Records for this task
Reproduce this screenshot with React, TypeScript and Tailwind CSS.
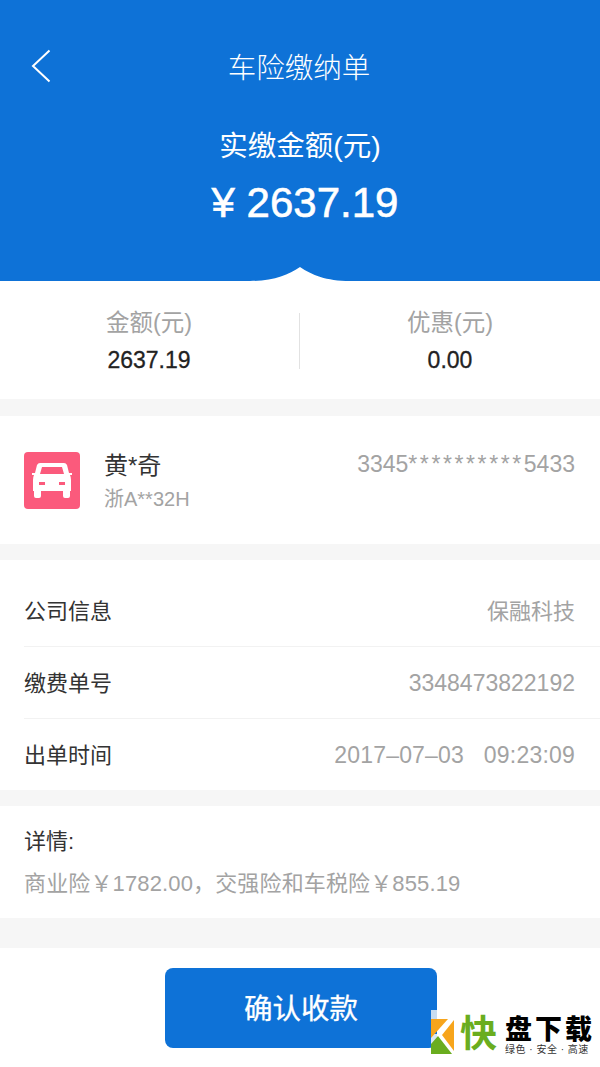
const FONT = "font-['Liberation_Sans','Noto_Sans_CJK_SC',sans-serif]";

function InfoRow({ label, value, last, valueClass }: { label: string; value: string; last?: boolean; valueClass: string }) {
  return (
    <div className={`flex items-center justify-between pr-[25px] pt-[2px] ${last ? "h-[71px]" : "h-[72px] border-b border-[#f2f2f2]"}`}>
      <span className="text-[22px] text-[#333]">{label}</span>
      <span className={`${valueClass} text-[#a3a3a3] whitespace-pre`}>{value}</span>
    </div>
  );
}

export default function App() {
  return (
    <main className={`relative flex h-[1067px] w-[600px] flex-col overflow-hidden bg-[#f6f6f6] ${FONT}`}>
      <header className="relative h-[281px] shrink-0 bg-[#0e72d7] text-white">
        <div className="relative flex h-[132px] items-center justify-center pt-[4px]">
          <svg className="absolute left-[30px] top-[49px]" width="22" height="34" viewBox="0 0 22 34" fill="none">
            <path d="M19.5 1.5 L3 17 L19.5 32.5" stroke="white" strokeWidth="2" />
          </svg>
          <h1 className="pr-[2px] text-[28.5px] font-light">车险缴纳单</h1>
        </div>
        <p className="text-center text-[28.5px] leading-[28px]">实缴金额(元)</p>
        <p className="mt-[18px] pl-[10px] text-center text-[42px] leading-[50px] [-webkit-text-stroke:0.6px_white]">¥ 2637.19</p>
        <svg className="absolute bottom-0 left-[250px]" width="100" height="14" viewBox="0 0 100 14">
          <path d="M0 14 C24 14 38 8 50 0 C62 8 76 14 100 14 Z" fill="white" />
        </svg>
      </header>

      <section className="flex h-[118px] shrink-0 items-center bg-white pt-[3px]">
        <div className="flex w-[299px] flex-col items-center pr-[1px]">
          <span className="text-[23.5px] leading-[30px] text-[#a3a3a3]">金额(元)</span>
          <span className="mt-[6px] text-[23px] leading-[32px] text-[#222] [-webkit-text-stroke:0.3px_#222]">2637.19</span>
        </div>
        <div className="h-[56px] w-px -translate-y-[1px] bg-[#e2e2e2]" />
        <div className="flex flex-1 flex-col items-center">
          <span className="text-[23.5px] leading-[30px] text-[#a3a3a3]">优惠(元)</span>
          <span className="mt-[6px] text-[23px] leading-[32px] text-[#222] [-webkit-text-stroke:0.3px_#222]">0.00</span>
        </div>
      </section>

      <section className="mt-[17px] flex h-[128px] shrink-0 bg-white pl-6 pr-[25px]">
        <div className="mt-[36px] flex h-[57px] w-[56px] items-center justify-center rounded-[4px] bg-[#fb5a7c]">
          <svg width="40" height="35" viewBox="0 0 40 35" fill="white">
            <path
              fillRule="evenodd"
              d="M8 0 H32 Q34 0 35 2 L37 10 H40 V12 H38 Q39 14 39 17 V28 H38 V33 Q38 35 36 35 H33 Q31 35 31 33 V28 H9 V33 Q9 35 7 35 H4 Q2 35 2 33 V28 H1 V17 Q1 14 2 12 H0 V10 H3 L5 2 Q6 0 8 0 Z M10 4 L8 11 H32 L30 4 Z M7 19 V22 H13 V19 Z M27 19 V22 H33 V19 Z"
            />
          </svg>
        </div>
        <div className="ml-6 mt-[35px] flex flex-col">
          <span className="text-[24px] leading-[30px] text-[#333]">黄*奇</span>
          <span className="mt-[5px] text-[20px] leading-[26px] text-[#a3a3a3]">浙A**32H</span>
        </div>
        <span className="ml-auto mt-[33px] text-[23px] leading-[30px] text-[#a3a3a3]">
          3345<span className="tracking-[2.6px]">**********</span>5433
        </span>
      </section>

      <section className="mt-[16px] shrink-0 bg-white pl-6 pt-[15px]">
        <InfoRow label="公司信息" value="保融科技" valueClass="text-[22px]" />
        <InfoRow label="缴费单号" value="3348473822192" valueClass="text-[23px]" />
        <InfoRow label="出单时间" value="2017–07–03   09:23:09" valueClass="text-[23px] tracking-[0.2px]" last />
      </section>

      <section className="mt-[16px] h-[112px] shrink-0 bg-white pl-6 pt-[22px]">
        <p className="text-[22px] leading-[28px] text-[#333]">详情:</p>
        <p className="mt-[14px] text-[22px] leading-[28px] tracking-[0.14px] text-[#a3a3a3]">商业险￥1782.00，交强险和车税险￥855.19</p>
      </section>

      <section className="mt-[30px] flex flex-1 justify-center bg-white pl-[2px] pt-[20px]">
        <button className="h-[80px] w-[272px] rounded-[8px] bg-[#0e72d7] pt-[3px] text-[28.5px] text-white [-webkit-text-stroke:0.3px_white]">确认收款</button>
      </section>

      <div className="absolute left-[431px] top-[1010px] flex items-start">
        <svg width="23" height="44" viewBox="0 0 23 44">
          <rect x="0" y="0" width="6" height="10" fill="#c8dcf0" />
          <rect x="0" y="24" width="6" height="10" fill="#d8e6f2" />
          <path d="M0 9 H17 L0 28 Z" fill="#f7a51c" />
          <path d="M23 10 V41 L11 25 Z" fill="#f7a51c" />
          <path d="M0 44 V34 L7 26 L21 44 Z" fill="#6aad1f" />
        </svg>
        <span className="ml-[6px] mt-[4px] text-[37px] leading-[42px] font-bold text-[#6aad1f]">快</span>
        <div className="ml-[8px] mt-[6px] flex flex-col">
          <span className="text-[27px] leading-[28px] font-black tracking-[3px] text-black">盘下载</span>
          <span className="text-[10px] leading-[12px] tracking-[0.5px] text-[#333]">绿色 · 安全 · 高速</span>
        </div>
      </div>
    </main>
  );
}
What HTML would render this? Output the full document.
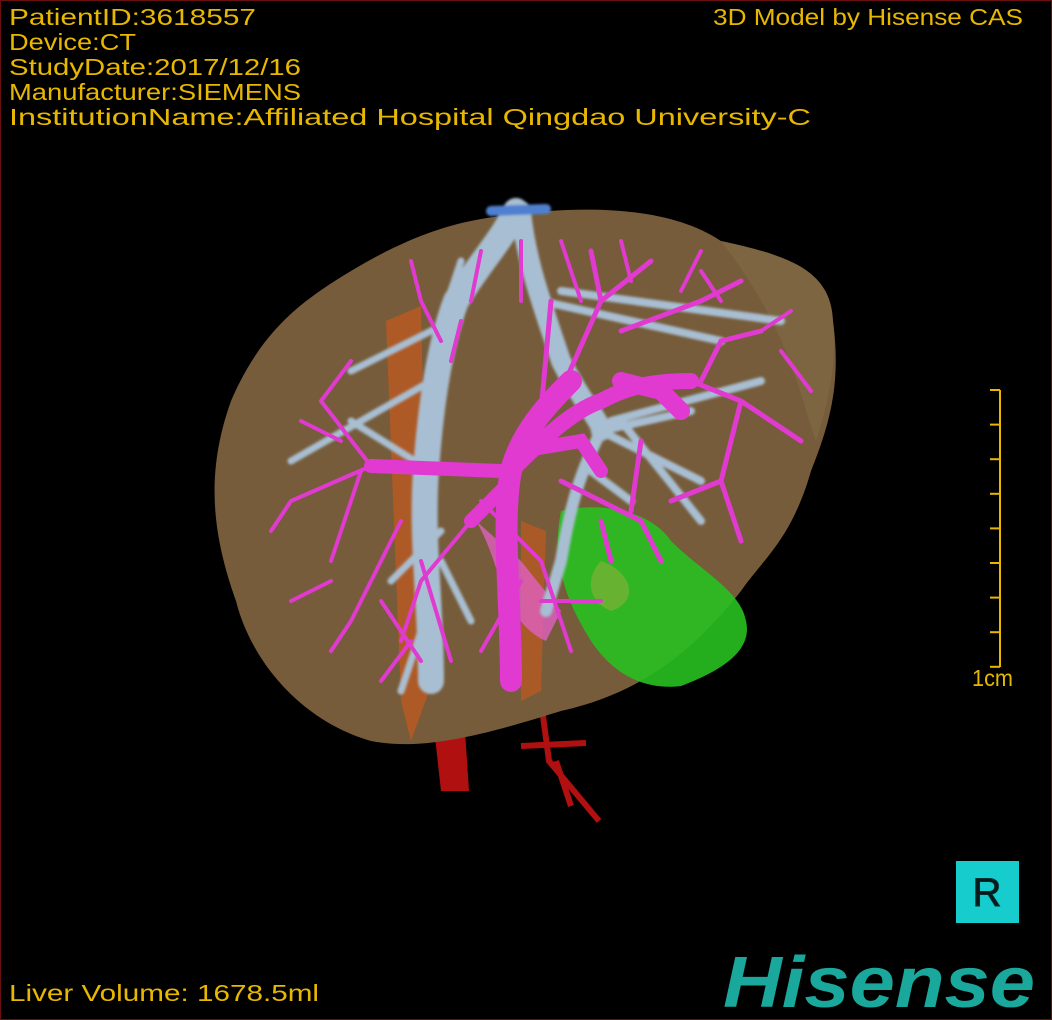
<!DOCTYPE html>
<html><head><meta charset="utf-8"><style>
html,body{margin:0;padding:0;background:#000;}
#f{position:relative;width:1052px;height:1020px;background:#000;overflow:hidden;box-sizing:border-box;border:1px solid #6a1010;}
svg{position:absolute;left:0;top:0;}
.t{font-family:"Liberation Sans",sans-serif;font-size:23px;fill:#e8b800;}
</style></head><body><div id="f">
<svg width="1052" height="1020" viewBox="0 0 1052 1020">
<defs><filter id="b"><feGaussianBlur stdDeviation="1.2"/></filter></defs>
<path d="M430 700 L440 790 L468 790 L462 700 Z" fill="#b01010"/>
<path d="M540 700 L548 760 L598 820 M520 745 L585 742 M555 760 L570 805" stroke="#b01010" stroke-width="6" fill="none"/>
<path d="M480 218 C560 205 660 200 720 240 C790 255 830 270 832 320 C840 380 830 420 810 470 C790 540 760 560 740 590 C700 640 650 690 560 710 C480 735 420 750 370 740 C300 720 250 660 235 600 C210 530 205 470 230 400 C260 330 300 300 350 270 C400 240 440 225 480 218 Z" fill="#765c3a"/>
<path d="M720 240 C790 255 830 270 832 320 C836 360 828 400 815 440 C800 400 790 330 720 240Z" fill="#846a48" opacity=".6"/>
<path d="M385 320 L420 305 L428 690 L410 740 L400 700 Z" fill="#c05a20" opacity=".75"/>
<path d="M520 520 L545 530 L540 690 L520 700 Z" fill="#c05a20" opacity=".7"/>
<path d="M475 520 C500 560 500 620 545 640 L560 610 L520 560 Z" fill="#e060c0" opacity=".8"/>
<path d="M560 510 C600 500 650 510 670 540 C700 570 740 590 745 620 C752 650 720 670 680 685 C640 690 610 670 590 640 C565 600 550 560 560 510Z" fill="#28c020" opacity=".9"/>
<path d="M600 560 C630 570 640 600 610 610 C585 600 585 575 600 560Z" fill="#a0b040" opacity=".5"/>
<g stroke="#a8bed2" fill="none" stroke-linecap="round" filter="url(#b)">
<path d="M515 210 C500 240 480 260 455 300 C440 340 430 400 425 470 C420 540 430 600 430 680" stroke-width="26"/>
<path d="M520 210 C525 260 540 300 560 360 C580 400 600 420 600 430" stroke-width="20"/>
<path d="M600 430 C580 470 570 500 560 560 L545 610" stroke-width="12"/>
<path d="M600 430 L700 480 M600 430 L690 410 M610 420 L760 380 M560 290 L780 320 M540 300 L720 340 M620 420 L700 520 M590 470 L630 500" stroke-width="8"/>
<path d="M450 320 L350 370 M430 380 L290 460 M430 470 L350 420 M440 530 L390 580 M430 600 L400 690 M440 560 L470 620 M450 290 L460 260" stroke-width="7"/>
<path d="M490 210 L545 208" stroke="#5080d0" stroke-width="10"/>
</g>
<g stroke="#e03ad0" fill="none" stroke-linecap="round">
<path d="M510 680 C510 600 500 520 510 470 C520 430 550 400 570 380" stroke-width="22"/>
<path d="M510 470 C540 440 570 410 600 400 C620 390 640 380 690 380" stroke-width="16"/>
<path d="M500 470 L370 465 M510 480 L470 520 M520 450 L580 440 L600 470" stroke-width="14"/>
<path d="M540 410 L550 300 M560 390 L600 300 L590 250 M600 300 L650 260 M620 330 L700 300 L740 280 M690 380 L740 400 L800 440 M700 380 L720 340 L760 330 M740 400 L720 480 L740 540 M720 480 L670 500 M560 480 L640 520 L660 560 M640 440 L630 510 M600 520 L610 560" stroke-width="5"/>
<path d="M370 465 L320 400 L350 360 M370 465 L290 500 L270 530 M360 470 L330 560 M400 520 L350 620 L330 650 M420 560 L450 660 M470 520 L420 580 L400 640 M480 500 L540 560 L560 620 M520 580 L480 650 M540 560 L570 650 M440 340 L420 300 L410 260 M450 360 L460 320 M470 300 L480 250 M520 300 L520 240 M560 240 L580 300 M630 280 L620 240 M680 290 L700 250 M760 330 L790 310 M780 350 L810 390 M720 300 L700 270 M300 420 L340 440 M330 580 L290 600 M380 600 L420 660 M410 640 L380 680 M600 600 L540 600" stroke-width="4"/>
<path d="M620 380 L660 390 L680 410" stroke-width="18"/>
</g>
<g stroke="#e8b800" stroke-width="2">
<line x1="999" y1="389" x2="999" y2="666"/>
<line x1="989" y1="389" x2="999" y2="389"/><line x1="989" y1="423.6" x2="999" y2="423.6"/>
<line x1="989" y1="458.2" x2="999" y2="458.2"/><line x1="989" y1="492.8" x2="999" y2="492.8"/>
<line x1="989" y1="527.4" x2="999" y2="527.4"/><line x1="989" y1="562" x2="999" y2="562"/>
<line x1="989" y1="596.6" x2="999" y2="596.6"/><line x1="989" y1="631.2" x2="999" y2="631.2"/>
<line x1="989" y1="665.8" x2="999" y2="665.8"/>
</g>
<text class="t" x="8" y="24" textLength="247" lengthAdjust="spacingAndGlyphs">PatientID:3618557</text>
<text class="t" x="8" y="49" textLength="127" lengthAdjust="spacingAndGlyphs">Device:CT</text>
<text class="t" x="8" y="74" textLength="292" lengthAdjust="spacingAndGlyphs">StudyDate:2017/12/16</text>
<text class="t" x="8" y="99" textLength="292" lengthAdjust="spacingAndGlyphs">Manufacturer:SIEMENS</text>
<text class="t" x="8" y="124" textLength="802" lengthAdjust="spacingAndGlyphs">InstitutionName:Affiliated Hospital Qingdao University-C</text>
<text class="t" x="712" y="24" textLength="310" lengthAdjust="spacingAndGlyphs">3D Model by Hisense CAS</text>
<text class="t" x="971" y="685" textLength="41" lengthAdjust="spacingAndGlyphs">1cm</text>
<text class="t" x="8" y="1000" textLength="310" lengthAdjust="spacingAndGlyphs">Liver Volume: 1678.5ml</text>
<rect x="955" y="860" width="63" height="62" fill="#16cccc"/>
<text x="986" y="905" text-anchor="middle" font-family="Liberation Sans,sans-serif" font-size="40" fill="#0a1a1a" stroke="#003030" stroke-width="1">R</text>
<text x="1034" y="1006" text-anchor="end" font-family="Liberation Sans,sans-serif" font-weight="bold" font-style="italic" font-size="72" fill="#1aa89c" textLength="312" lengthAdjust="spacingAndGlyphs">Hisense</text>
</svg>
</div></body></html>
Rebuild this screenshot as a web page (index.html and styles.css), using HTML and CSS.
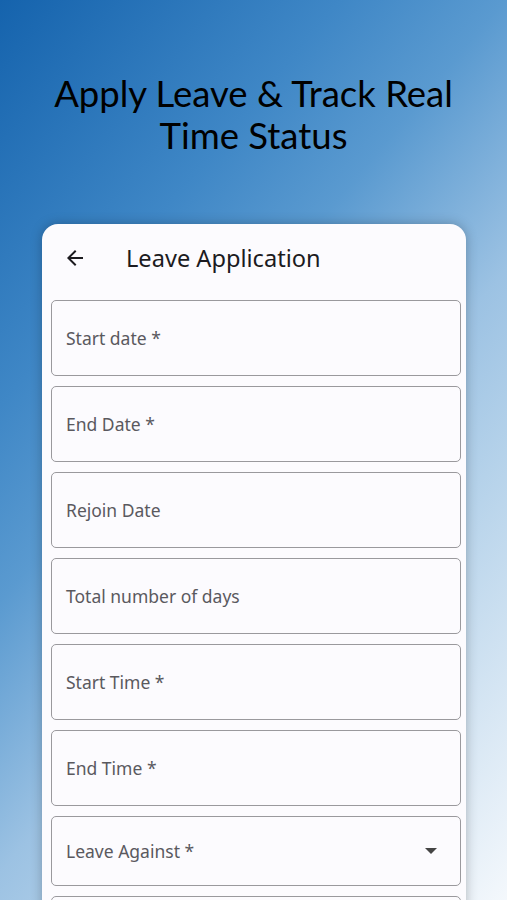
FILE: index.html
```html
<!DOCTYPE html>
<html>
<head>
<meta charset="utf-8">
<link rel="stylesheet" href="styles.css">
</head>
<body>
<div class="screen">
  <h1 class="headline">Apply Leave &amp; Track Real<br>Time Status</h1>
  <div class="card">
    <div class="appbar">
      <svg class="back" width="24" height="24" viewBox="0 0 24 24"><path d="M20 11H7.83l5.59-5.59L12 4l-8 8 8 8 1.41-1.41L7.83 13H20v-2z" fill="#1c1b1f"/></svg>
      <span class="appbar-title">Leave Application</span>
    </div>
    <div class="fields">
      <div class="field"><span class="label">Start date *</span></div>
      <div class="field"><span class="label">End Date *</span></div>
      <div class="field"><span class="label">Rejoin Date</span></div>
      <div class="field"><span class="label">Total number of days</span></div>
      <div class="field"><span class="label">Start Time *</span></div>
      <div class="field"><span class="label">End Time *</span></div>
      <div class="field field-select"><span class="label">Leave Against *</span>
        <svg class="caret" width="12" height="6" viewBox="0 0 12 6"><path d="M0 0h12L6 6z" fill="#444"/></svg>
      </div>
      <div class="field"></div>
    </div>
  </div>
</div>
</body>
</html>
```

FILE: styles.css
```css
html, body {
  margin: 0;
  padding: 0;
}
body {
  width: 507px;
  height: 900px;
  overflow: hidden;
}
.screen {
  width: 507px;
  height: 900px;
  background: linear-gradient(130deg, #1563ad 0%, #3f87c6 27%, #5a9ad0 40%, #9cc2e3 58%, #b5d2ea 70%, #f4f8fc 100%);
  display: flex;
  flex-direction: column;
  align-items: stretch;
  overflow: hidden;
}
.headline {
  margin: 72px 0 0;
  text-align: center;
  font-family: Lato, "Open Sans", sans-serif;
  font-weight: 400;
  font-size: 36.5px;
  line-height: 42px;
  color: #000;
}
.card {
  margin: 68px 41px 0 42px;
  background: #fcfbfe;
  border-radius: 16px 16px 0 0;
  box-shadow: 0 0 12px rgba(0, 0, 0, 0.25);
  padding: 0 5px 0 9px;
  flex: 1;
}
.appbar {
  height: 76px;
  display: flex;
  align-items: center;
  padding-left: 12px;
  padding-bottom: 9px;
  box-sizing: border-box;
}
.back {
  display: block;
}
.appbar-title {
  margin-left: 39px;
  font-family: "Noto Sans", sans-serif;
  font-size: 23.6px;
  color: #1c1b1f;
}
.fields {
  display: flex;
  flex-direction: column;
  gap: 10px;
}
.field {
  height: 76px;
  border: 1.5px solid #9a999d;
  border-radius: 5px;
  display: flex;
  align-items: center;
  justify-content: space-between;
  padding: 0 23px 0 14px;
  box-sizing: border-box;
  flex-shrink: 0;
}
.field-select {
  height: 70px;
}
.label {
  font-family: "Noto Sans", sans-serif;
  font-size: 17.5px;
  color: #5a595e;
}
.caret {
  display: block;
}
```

Task to complete
Where a line holds the string "index", copy that line.

Reply
Rebuild this screenshot as a web page (index.html and styles.css), using HTML and CSS.
FILE: index.html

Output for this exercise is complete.